Incident at Oise cemetery the latest in more than 1,500 acts and comments of Jew-hatred recorded in country since outbreak of Israel-Hamas war

The entrance of the World War I German military cemetery where Jewish steles were found damaged, in a photograph taken in Moulin-sous-Touvent, northern France, on November 15, 2023. (JULIEN DE ROSA / AFP)
The entrance of the World War I German military cemetery where Jewish steles were found damaged, in a photograph taken in Moulin-sous-Touvent, northern France, on November 15, 2023. (JULIEN DE ROSA / AFP)

French authorities said on Wednesday that they were investigating damage done to Jewish graves in a German World War I military cemetery, as antisemitic acts multiply across the country.
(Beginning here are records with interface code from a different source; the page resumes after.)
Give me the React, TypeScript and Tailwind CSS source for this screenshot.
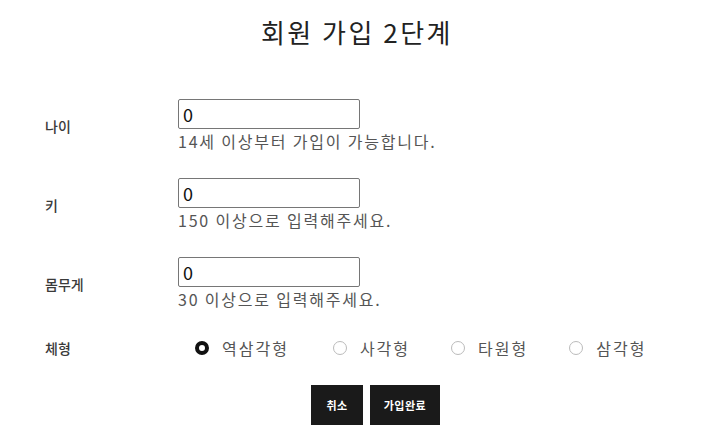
import React from "react"

type Field = {
  label: string
  hint: string
}

const fields: Field[] = [
  { label: "나이", hint: "14세 이상부터 가입이 가능합니다." },
  { label: "키", hint: "150 이상으로 입력해주세요." },
  { label: "몸무게", hint: "30 이상으로 입력해주세요." },
]

const shapes = ["역삼각형", "사각형", "타원형", "삼각형"]

export default function App() {
  return (
    <div className="w-[714px] h-[442px] bg-white font-['Noto_Sans_CJK_KR',sans-serif] text-[#222]">
      <h1 className="pt-[13px] text-center text-[26px] leading-[38px] font-normal tracking-[2.5px]">회원 가입 2단계</h1>

      <div className="mt-[48px] flex flex-col gap-[25px] pl-[45px]">
        {fields.map((f, i) => (
          <div className="grid grid-cols-[133px_auto] items-center" key={i}>
            <div className="text-[14px] text-[#3a3a3a] font-medium">{f.label}</div>
            <div className="flex flex-col">
              <input
                defaultValue="0"
                className="w-[182px] h-[30px] border border-[#767676] rounded-[2px] px-[4px] text-[18px] text-[#111] outline-none"
              />
              <div className="text-[16px] leading-[24px] text-[#555] tracking-[1.8px]">{f.hint}</div>
            </div>
          </div>
        ))}

        <div className="grid grid-cols-[133px_auto] items-center h-[24px]">
          <div className="text-[14px] text-[#3a3a3a] font-medium">체형</div>
          <div className="flex items-center gap-[41px] pl-[17px]">
            {shapes.map((s, i) => (
              <label className={i === 0 ? "flex items-center gap-[13px] mr-[3px]" : "flex items-center gap-[13px]"} key={i}>
                {i === 0 ? (
                  <span className="w-[14px] h-[14px] rounded-full border-[4px] border-[#111] bg-white" />
                ) : (
                  <span className="w-[14px] h-[14px] rounded-full border border-[#bbb] bg-white" />
                )}
                <span className="text-[16px] text-[#555] tracking-[2px]">{s}</span>
              </label>
            ))}
          </div>
        </div>
      </div>

      <div className="mt-[25px] flex gap-[7px] pl-[311px]">
        <button className="w-[52px] h-[40px] bg-[#1a1a1a] text-white text-[11px] font-bold tracking-[0.5px]">취소</button>
        <button className="w-[70px] h-[40px] bg-[#1a1a1a] text-white text-[11px] font-bold tracking-[0.5px]">가입완료</button>
      </div>
    </div>
  )
}
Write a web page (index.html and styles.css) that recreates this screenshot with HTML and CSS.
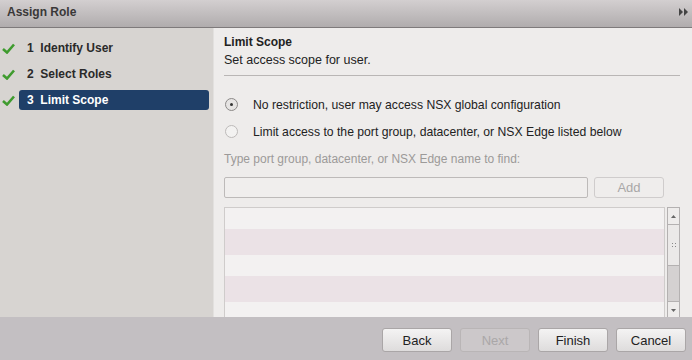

In the cemetery, situated in the Oise region north of Paris, 10 Jewish gravestones were discovered damaged, the local prefecture said.

Prosecutors said they immediately launched an investigation into the incident, with a racist or religious motive a possibility, they said.

More than 1,500 antisemitic acts and comments have been recorded in France since the outbreak of the Israel-Hamas war following the Palestinian terror group’s October 7 onslaught, Interior Minister Gerald Darmanin said on Tuesday.

There have been growing tensions in France, home to large Jewish and Muslim communities, as war rages in the Gaza Strip.

The German cemetery in memory of World War I (1914-18) contains 1,903 graves of German soldiers, both Christian and Jewish.

Speaking on a visit to the Swiss capital Bern, President Emmanuel Macron said he condemned “in the strongest possible terms” the damage done to the graves.

The president affirmed his “personal commitment” to “fight implacably and tirelessly against all forms of antisemitism.”

The Oise prefect, Catherine Seguin, called the defacing of the headstones “despicable.”

On Sunday, more than 182,000 people marched against antisemitism across France, including 105,000 in Paris alone.